--- Start of Data extract ---
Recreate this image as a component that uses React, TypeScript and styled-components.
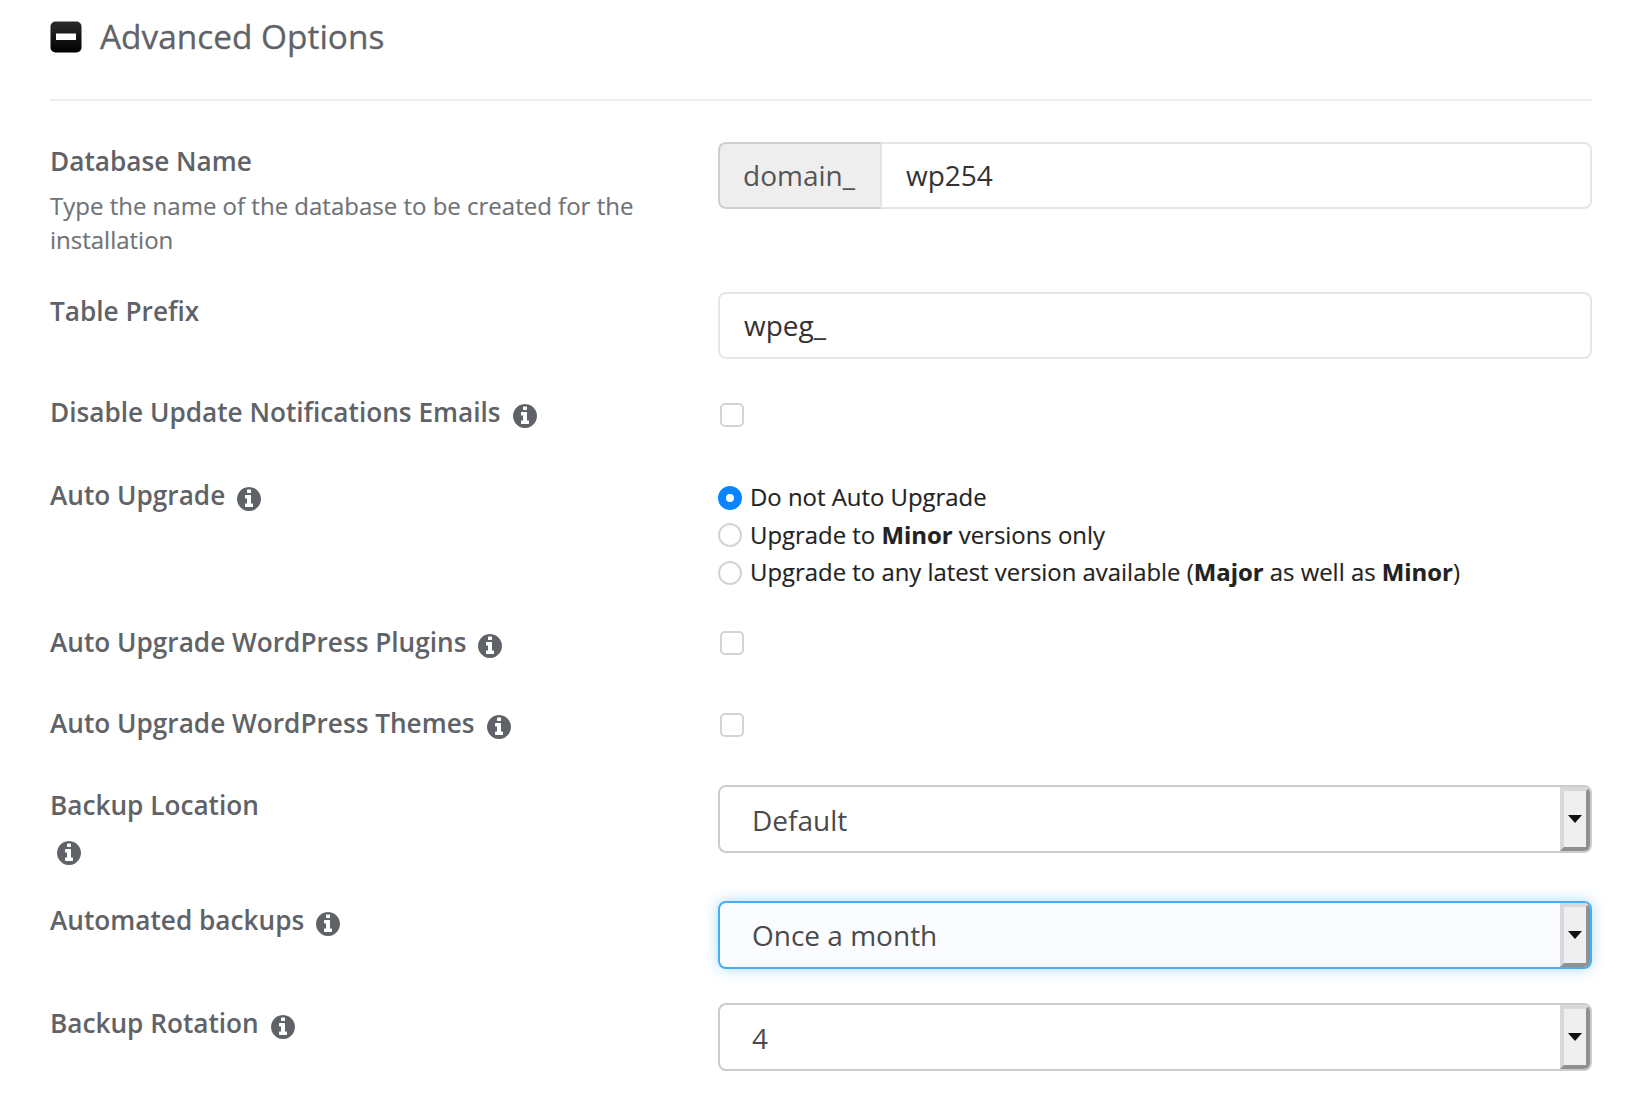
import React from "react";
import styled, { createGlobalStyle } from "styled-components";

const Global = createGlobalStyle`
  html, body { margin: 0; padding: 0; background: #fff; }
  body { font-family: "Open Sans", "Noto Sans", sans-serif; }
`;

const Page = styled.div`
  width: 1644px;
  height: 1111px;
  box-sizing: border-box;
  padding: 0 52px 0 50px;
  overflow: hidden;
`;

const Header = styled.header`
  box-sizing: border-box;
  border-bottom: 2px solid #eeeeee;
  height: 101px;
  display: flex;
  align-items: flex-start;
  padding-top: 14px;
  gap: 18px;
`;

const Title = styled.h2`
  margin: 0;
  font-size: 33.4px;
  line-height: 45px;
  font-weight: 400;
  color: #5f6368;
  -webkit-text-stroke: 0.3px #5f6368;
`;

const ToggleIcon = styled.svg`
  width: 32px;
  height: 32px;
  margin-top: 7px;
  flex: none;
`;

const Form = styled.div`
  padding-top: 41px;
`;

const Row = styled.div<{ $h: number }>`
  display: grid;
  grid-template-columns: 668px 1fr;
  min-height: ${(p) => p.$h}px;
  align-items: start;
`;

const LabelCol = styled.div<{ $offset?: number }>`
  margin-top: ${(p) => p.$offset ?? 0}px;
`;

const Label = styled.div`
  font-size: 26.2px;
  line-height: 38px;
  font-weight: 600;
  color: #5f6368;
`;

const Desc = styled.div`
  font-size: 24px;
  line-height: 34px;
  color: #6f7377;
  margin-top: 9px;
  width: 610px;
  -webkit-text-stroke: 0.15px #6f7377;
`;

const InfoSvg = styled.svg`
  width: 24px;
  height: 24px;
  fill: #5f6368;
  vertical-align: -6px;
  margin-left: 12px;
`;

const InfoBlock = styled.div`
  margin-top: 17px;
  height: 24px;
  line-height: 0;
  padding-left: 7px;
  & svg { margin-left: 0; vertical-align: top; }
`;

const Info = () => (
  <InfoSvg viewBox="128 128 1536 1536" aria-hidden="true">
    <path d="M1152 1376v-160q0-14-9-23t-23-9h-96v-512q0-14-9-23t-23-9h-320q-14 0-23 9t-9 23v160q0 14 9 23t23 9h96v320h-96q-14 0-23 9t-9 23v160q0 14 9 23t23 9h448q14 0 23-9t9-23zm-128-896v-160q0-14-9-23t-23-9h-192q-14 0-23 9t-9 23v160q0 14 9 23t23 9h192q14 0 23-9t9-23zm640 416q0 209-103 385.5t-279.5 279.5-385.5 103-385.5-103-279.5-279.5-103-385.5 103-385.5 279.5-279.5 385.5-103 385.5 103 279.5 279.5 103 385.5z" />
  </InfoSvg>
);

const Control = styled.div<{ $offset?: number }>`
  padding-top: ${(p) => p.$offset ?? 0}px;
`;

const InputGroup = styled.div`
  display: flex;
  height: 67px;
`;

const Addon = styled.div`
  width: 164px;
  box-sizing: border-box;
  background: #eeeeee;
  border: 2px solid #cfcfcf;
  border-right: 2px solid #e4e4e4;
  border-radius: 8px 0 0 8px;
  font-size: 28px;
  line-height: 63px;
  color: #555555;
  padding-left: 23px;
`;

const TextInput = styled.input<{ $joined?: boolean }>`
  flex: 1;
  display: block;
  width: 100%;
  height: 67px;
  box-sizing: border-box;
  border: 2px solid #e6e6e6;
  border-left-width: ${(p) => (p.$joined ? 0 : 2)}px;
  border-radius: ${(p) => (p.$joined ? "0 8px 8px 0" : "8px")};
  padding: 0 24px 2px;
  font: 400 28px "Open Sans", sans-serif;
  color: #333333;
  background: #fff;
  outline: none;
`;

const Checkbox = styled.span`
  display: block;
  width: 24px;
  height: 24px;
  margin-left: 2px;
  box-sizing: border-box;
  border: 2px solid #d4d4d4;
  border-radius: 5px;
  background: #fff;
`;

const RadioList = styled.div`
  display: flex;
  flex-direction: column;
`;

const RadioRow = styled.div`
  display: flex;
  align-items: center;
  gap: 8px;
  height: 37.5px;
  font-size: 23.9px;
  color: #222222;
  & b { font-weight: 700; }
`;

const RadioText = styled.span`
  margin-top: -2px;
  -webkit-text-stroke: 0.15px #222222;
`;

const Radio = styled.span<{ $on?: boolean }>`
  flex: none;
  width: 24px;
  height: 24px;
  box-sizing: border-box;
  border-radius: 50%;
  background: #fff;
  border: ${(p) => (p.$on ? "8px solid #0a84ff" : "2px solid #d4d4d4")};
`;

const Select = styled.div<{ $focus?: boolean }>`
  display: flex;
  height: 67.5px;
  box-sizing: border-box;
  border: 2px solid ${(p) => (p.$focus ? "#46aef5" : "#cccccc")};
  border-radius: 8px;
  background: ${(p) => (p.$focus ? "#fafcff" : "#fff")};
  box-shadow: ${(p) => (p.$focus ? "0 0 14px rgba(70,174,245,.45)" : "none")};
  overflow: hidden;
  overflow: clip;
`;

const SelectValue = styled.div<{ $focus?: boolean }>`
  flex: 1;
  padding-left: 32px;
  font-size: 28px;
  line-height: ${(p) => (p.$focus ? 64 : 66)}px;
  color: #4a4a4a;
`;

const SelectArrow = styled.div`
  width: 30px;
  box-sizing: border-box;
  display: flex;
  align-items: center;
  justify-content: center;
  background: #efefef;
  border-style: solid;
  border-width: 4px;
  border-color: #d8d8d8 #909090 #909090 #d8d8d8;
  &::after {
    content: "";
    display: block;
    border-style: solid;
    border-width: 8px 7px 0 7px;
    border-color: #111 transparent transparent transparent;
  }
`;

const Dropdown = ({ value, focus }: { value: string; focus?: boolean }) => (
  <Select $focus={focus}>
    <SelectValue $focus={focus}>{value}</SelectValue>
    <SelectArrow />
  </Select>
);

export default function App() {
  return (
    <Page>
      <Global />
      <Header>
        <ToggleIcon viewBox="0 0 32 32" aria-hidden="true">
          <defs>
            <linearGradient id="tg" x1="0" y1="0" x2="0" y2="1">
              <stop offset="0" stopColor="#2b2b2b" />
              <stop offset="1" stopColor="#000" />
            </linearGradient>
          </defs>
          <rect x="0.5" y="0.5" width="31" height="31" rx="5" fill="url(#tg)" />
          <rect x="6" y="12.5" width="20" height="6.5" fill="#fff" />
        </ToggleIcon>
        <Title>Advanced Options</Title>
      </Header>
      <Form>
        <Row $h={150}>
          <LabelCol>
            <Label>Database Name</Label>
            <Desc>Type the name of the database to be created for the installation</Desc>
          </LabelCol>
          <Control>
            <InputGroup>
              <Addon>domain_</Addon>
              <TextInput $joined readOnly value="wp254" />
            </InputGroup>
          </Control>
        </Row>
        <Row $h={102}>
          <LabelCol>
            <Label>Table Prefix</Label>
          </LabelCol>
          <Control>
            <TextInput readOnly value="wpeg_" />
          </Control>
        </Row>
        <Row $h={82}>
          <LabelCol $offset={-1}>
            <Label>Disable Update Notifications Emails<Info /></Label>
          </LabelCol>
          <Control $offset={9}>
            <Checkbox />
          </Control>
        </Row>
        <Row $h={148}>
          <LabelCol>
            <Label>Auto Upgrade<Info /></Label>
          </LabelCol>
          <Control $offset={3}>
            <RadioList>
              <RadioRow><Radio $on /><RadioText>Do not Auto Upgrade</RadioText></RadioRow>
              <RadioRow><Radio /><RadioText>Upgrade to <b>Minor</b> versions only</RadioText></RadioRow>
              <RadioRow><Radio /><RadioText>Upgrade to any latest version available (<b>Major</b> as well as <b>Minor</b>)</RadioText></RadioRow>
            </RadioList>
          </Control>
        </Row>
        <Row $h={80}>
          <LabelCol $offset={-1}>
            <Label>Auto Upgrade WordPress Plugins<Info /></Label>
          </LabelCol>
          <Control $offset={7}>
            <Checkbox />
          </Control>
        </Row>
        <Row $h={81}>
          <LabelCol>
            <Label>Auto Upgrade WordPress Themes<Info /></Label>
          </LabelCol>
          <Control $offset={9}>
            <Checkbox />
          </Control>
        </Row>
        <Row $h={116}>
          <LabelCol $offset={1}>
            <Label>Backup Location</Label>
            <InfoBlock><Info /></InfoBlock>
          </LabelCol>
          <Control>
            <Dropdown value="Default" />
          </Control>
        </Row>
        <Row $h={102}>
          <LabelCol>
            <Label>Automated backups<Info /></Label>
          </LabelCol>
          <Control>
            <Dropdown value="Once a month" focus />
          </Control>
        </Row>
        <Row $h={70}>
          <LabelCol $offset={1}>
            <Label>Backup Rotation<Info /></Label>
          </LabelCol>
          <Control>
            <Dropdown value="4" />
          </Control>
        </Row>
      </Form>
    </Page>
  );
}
--- End of Data extract ---
§ **Exercise description**
Extract every line that has the string "React" in it.

§ **Output of the exercise**
Recreate this image as a component that uses React, TypeScript and styled-components.
import React from "react";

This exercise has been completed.